T. Adair Wheaton

Comparison of laboratory- and field-derived soil water retention curves for a fine sand soil using tensiometric, resistance and capacitance methods

The approximate range from 100 to 50% of plant-available water in Apopka fine sand (loamy, siliceous, hyperthermic Grossarenic Paleudult) is 0.08–0.04 cm3 cm−3 soil water content (θ) or −5 to −15 kPa of soil water matric potential (φ). This narrow range of plant-available soil water is extremely dry for most soil water sensors. Knowledge of the soil water retention curves for these soils is important for effective irrigation of crops in fine sand soils of subtropical and tropical regions of the world. The primary objective of this study was to compare sandy soil water retention curves in the field as measured by tensiometer and resistance block φ values and capacitance sensor θ. The second objective was to compare these curves to one developed on a Florida fine sand soil using a pressure plate apparatus. Tensiometer and resistance block φ values were compared to θ values from capacitance sensors calibrated gravimetrically.
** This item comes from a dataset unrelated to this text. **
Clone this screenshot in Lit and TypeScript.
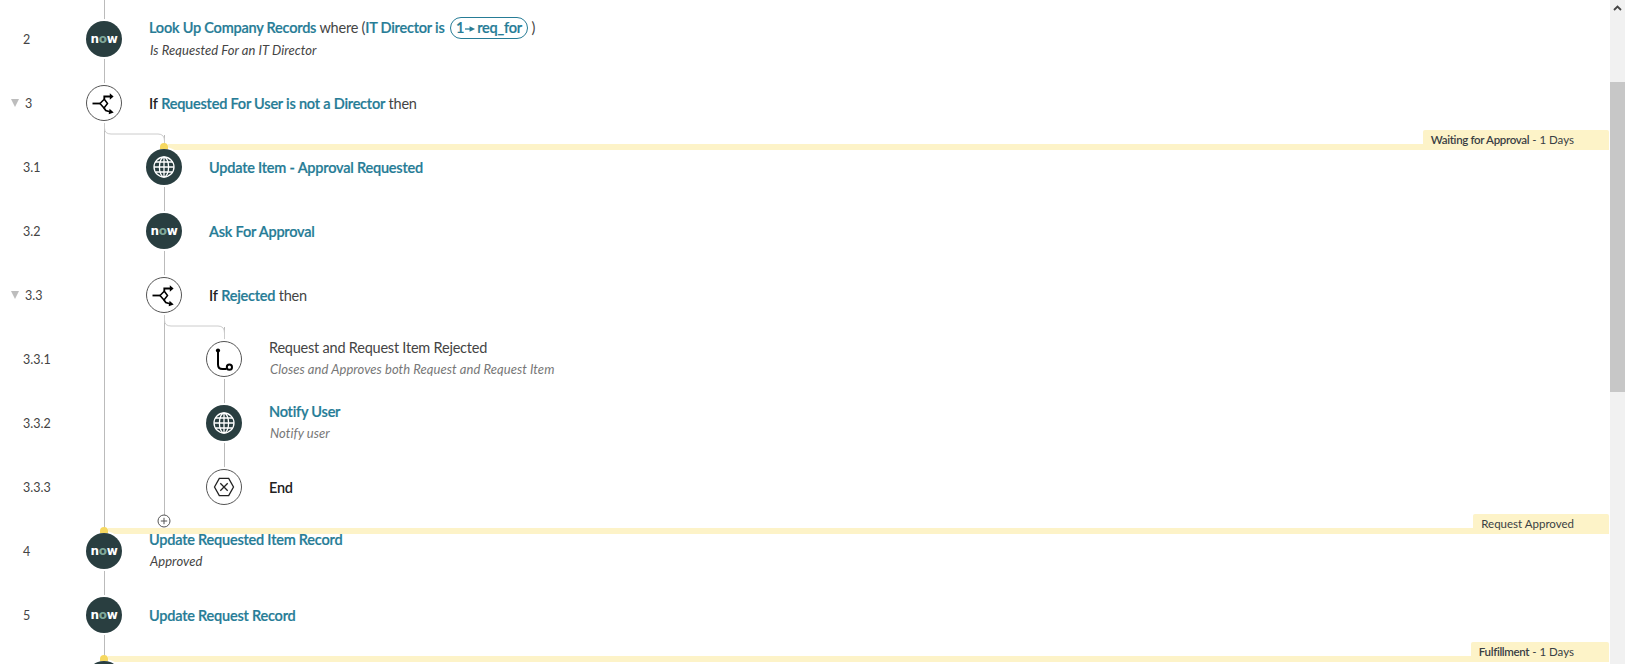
import { LitElement, html, css, svg, nothing } from "lit";
import { customElement } from "lit/decorators.js";

type Kind = "now" | "branch" | "globe" | "path" | "end";
interface Row {
  num: string;
  depth: number;
  kind: Kind;
  title: unknown;
  tall?: boolean;
  sub?: string;
  subMuted?: boolean;
  toggle?: boolean;
  rails: { level: number; half?: boolean }[];
  elbow?: boolean;
  plus?: number;
  stage?: { bold?: string; rest?: string; level: number };
}

const globe = svg`<g fill="none" stroke="#fff" stroke-width="1.3"><circle cx="18" cy="18" r="10"/><ellipse cx="18" cy="18" rx="4.6" ry="10"/><path d="M18 8v20M8 18h20M9.4 13h17.2M9.4 23h17.2"/></g>`;
const branch = svg`<g fill="none" stroke="#000" stroke-width="1.8"><path d="M6.500 18.500h7.500"/><path d="M14 18.500l4.300-4.300 3.200 4.300-3.500 4.500z" stroke-width="1.500"/><path d="M18.300 14v-2.500h6"/><path d="M18 23l1.800 2.500 5 1.500"/></g><path d="M23.800 8.200l3.800 3.300-3.800 3.300zM23.600 23.800l4.100 3.700-5 1.800z" fill="#000"/>`;
const route = svg`<g fill="none" stroke="#000" stroke-width="2"><path d="M12 10v13.500q0 4.500 4.500 4.500h4"/><circle cx="23.400" cy="26.200" r="2.600"/></g><circle cx="12" cy="9.500" r="2.100" fill="#000"/>`;
const endIcon = svg`<g fill="none" stroke="#222" stroke-width="1.3"><path d="M8.500 18l4.800-8.600h9.400l4.800 8.600-4.800 8.600h-9.400z"/><path d="M14.300 14.300l7.400 7.400M21.700 14.300l-7.400 7.400"/></g>`;

const L = (t: string) => html`<span class="link">${t}</span>`;

const rows: Row[] = [
  {
    num: "2", depth: 0, kind: "now", rails: [{ level: 0 }], tall: true,
    title: html`${L("Look Up Company Records")} where (${L("IT Director is")} <span class="pill">1<svg class="arrow" viewBox="0 0 12 8" width="11" height="8"><path d="M0 4h6" stroke="#267c96" stroke-width="1.400"/><path d="M5 1l6 3-6 3z" fill="#267c96"/></svg>req_for</span> )`,
    sub: "Is Requested For an IT Director",
  },
  {
    num: "3", depth: 0, kind: "branch", toggle: true, elbow: true, rails: [{ level: 0 }],
    title: html`<b class="kw">If</b> ${L("Requested For User is not a Director")} then`,
  },
  {
    num: "3.1", depth: 1, kind: "globe", rails: [{ level: 0 }, { level: 1 }],
    title: L("Update Item - Approval Requested"),
    stage: { bold: "Waiting for Approval", rest: " - 1 Days", level: 1 },
  },
  { num: "3.2", depth: 1, kind: "now", rails: [{ level: 0 }, { level: 1 }], title: L("Ask For Approval") },
  {
    num: "3.3", depth: 1, kind: "branch", toggle: true, elbow: true, rails: [{ level: 0 }, { level: 1 }],
    title: html`<b class="kw">If</b> ${L("Rejected")} then`,
  },
  {
    num: "3.3.1", depth: 2, kind: "path", rails: [{ level: 0 }, { level: 1 }, { level: 2 }],
    title: "Request and Request Item Rejected",
    sub: "Closes and Approves both Request and Request Item", subMuted: true,
  },
  {
    num: "3.3.2", depth: 2, kind: "globe", rails: [{ level: 0 }, { level: 1 }, { level: 2 }],
    title: L("Notify User"), sub: "Notify user", subMuted: true,
  },
  {
    num: "3.3.3", depth: 2, kind: "end", rails: [{ level: 0 }, { level: 1 }, { level: 2, half: true }],
    title: html`<b class="kw">End</b>`, plus: 1,
  },
  {
    num: "4", depth: 0, kind: "now", rails: [{ level: 0 }],
    title: L("Update Requested Item Record"), sub: "Approved",
    stage: { rest: "Request Approved", level: 0 },
  },
  { num: "5", depth: 0, kind: "now", rails: [{ level: 0 }], title: L("Update Request Record") },
  {
    num: "6", depth: 0, kind: "now", rails: [{ level: 0 }],
    title: L("Create Catalog Task"),
    stage: { bold: "Fulfillment", rest: " - 1 Days", level: 0 },
  },
];

@customElement("app-root")
export class AppRoot extends LitElement {
  static styles = css`
    :host { display: flex; width: 1629px; height: 664px; overflow: hidden; background: #fff;
      font-family: "Lato", "Liberation Sans", sans-serif; font-size: 14.5px; letter-spacing: -.22px; color: #444; }
    .scroller { flex: 1; min-width: 0; overflow: hidden; }
    .lead { position: relative; height: 7px; }
    .row { position: relative; display: flex; align-items: center; height: 64px; }
    .num { display: flex; align-items: center; width: 86px; flex: none; padding-left: 23px; box-sizing: border-box; font-size: 12.5px; letter-spacing: 0; color: #444; }
    .num.toggled { padding-left: 11px; gap: 6px; }
    .tri { width: 0; height: 0; border-left: 4.5px solid transparent; border-right: 4.5px solid transparent; border-top: 8px solid #bdbdbd; }
    .indent { flex: none; }
    .node { position: relative; z-index: 2; flex: none; width: 36px; height: 36px; border-radius: 50%; box-sizing: border-box; display: flex; align-items: center; justify-content: center; box-shadow: 0 0 0 2px #fff; }
    .node.dark { background: #293e40; }
    .node.light { background: #fff; border: 1px solid #555; }
    .node svg { flex: none; }
    .node.light svg { margin: -1px; }
    .now { color: #fff; font-family: "DejaVu Sans", sans-serif; font-weight: 700; font-size: 12px; letter-spacing: -.3px; line-height: 1; margin-top: -1px; }
    .now i { font-style: normal; color: #7fa89a; }
    .text { position: relative; z-index: 2; margin-left: 27px; white-space: nowrap; }
    .title { line-height: 21px; height: 21px; }
    .withsub .title { line-height: 19px; }
    .withsub .title.tall { height: 23px; line-height: 21px; }
    .sub { line-height: 21px; font-style: italic; font-size: 13px; letter-spacing: .06px; color: #444; margin-left: 1px; }
    .sub.muted { color: #777; }
    .link { color: #267c96; font-weight: 600; -webkit-text-stroke: .2px #267c96; }
    .kw { color: #222; font-weight: 600; }
    .pill { display: inline-block; line-height: 20px; border: 1px solid #267c96; border-radius: 11px; padding: 0 5px; color: #267c96; font-weight: 600; margin-left: 2px; -webkit-text-stroke: .2px #267c96; }
    .arrow { margin: 0 1px; }
    .rail { position: absolute; top: 0; bottom: 0; width: 1px; background: #bbb; z-index: 0; }
    .rail.half { bottom: 50%; }
    .elbow { position: absolute; top: 50px; z-index: 1; }
    .plus { position: absolute; left: 157px; top: 59px; z-index: 3; }
    .band { position: absolute; top: 9px; right: 1px; height: 6px; background: #fdf3c8; z-index: 1; }
    .dot { position: absolute; top: 8px; width: 8px; height: 6px; border-radius: 4px 4px 0 0; background: #f6d860; z-index: 3; }
    .tag { position: absolute; top: -5px; right: 1px; height: 20px; line-height: 20px; background: #fdf3c8; padding: 0 35px 0 8px; font-size: 11.5px; letter-spacing: 0; color: #3a3f44; border-radius: 2px 2px 2px 0; z-index: 1; white-space: nowrap; }
    .tag b { font-weight: 600; letter-spacing: -.33px; }
    .sb { flex: none; width: 15px; margin-right: 4px; background: #f1f1f1; display: flex; flex-direction: column; }
    .sb-btn { height: 15px; display: flex; align-items: center; justify-content: center; flex: none; }
    .thumb { margin-top: 67px; height: 310px; background: #c7c7c7; flex: none; }
  `;

  private icon(kind: Kind) {
    if (kind === "now") return html`<div class="node dark"><span class="now">n<i>o</i>w</span></div>`;
    if (kind === "globe") return html`<div class="node dark"><svg width="36" height="36" viewBox="0 0 36 36">${globe}</svg></div>`;
    const g = kind === "branch" ? branch : kind === "path" ? route : endIcon;
    return html`<div class="node light"><svg width="36" height="36" viewBox="0 0 36 36">${g}</svg></div>`;
  }

  private renderRow(r: Row) {
    const x = (level: number) => 104 + level * 60;
    return html`<div class="row">
      ${r.rails.map((rail) => html`<div class="rail ${rail.half ? "half" : ""}" style="left:${x(rail.level)}px"></div>`)}
      ${r.elbow ? html`<svg class="elbow" style="left:${x(r.depth)}px" width="62" height="28" viewBox="0 0 62 28"><path d="M.5 0V7Q.5 13 7 13H54Q60.5 13 60.5 20V28" fill="none" stroke="#ccc"/></svg>` : nothing}
      ${r.stage ? html`<div class="band" style="left:${x(r.stage.level) + 4}px"></div>
        <div class="dot" style="left:${x(r.stage.level) - 4}px"></div>
        <div class="tag">${r.stage.bold ? html`<b>${r.stage.bold}</b>` : nothing}${r.stage.rest}</div>` : nothing}
      ${r.plus ? html`<svg class="plus" width="14" height="14" viewBox="0 0 14 14"><circle cx="7" cy="7" r="6" fill="#fff" stroke="#555"/><path d="M3.8 7h6.4M7 3.8v6.4" stroke="#555"/></svg>` : nothing}
      <div class="num ${r.toggle ? "toggled" : ""}">${r.toggle ? html`<span class="tri"></span>` : nothing}<span>${r.num}</span></div>
      <div class="indent" style="width:${r.depth * 60}px"></div>
      ${this.icon(r.kind)}
      <div class="text ${r.sub ? "withsub" : ""}">
        <div class="title ${r.tall ? "tall" : ""}">${r.title}</div>
        ${r.sub ? html`<div class="sub ${r.subMuted ? "muted" : ""}">${r.sub}</div>` : nothing}
      </div>
    </div>`;
  }

  render() {
    return html`
      <div class="scroller">
        <div class="lead"><div class="rail" style="left:104px"></div></div>
        ${rows.map((r) => this.renderRow(r))}
      </div>
      <div class="sb">
        <div class="sb-btn"><svg width="9" height="6" viewBox="0 0 9 6"><path d="M1 5l3.500-3.500L8 5" fill="none" stroke="#444" stroke-width="1.800"/></svg></div>
        <div class="thumb"></div>
      </div>`;
  }
}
The effective range of both tensiometers and resistance sensors in fine sand soils is between −5 and −20 kPa φ. Soil water potential values for both sensors were within 2 kPa of the mean for each sensor. Change in φ was similar over the range of 0.04–0.08 cm3 cm−3 θ. Curves for the two sensors were different by 4 kPa at 0.04 cm3 cm−3. The relationship between φ and θ were similar at 10–20, 20–30 and 40–50 cm depths. This was not true for a laboratory determined soil water retention curve for the same soil type. These differences are significant in soils with very low water holding capacities. Differences between laboratory- and field-determined retention curves could be due to a combination of entrapped air in the field soil and/or alteration in bulk density in the laboratory samples.